- What you will do:
Search the material for the string "React" and copy each line where it occurs.

※

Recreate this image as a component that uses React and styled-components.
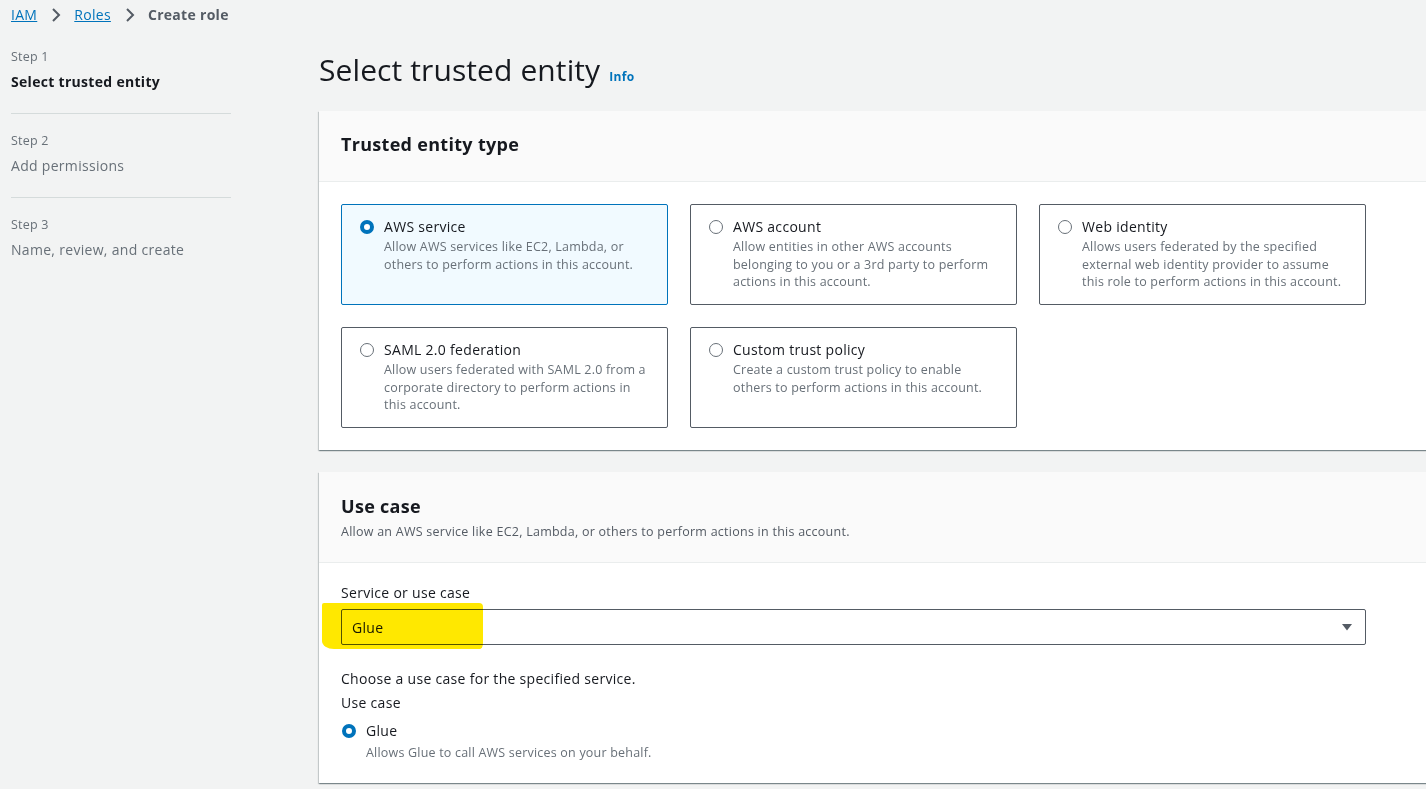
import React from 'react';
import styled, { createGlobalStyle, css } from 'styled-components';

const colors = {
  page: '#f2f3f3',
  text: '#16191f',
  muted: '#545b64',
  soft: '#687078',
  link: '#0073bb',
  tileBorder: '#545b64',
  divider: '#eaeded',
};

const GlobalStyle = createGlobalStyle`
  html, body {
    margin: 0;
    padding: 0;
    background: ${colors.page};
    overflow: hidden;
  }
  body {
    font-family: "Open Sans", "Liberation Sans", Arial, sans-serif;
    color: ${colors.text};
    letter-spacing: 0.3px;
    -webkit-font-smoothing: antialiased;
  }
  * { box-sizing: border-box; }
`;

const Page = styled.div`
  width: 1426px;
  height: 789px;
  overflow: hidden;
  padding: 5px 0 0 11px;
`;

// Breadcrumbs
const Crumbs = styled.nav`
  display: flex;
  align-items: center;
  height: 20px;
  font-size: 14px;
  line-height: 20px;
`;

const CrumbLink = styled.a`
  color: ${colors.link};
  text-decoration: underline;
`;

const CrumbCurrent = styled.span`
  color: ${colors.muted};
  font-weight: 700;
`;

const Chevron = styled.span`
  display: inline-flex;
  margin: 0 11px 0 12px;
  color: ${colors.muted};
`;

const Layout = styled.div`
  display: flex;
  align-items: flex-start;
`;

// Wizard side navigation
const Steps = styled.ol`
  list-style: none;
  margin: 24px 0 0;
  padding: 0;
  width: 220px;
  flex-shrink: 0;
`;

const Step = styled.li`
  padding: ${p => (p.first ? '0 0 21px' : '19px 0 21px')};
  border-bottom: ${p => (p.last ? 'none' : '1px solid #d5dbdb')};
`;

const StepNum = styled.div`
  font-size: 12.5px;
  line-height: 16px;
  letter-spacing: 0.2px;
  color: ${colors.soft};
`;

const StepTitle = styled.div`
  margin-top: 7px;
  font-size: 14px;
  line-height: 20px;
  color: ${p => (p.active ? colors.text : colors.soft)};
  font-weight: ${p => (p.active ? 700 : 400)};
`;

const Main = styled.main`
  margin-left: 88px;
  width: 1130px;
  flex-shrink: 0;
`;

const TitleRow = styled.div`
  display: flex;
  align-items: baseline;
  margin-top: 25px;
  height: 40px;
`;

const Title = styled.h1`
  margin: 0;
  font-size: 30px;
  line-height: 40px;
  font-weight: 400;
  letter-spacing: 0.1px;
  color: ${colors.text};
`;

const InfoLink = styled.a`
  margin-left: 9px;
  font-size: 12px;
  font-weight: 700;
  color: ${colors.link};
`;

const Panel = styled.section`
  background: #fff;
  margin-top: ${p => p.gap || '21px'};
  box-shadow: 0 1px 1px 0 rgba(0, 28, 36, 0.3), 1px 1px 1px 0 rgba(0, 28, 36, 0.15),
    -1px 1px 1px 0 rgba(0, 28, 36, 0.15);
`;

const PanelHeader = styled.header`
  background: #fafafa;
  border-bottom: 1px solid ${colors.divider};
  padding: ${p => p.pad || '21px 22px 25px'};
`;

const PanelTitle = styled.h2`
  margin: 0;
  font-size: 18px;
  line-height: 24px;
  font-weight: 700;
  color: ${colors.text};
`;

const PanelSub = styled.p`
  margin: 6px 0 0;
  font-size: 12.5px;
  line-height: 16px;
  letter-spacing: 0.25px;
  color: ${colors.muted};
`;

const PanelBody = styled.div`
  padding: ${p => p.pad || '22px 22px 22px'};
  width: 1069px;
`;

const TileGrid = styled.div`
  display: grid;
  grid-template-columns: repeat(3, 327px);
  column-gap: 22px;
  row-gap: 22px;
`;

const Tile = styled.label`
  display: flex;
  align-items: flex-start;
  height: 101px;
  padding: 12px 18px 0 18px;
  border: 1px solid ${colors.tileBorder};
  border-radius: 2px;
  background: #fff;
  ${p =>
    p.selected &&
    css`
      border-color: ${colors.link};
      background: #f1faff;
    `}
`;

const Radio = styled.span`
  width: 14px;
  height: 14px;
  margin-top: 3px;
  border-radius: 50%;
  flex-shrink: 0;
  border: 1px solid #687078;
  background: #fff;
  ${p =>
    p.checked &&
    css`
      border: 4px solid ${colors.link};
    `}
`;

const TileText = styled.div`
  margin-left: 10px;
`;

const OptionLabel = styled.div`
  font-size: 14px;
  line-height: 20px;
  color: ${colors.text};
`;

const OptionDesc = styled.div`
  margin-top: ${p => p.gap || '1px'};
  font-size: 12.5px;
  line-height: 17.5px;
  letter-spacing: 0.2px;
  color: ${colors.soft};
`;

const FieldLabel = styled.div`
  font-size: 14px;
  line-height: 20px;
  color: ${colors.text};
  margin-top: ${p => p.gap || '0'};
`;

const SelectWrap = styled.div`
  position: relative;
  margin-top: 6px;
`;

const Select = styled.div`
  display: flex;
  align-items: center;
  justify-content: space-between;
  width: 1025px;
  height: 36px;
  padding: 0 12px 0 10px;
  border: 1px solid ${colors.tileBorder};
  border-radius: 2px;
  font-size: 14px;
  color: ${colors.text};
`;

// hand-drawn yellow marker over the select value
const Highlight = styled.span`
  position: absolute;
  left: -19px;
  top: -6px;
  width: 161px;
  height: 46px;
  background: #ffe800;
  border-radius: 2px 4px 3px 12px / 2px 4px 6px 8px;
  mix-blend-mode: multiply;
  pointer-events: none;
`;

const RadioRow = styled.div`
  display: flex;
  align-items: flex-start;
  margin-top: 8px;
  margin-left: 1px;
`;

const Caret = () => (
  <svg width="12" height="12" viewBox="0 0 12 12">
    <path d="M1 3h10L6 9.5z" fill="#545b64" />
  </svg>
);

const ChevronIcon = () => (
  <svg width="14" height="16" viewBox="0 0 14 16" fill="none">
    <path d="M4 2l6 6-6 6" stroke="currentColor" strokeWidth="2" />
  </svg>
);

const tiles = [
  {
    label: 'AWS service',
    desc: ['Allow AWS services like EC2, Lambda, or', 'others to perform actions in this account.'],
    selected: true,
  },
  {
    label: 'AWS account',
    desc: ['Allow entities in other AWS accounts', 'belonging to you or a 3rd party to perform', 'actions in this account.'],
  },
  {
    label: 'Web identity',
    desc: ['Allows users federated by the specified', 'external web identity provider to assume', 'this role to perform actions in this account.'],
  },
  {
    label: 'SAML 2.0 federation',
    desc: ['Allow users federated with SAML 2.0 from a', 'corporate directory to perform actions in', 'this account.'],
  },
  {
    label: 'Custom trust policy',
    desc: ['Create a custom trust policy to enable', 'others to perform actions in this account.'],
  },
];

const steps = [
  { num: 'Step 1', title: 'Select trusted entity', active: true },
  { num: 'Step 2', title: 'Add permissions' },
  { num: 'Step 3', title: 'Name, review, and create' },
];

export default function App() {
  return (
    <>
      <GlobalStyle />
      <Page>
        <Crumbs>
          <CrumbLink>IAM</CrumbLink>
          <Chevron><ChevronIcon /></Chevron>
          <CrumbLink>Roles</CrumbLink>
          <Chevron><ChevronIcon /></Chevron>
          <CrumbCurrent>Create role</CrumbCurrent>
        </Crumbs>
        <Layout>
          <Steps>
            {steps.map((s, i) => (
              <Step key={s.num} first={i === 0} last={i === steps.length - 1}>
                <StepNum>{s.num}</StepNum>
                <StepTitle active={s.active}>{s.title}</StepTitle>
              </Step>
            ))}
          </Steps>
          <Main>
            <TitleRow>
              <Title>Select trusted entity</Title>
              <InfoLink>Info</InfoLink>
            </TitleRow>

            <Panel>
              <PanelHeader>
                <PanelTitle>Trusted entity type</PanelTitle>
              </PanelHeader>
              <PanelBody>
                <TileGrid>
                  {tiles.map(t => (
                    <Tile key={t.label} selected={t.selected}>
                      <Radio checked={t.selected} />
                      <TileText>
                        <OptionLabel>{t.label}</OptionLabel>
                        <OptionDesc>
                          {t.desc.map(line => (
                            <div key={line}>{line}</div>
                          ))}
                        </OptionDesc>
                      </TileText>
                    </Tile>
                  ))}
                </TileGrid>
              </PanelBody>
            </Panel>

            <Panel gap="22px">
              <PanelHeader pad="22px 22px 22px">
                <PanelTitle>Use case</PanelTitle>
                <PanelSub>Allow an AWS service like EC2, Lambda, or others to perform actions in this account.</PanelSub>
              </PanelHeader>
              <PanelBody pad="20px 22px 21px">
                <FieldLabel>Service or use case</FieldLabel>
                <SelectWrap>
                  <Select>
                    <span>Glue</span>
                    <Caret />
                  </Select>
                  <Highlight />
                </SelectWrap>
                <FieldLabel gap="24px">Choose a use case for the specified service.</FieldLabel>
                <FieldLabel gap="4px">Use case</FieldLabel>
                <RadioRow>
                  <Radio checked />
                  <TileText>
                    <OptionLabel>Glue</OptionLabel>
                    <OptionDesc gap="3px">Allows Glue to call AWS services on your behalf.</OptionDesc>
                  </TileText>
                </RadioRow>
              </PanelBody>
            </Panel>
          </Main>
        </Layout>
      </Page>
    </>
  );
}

※

- Final result:
Recreate this image as a component that uses React and styled-components.
import React from 'react';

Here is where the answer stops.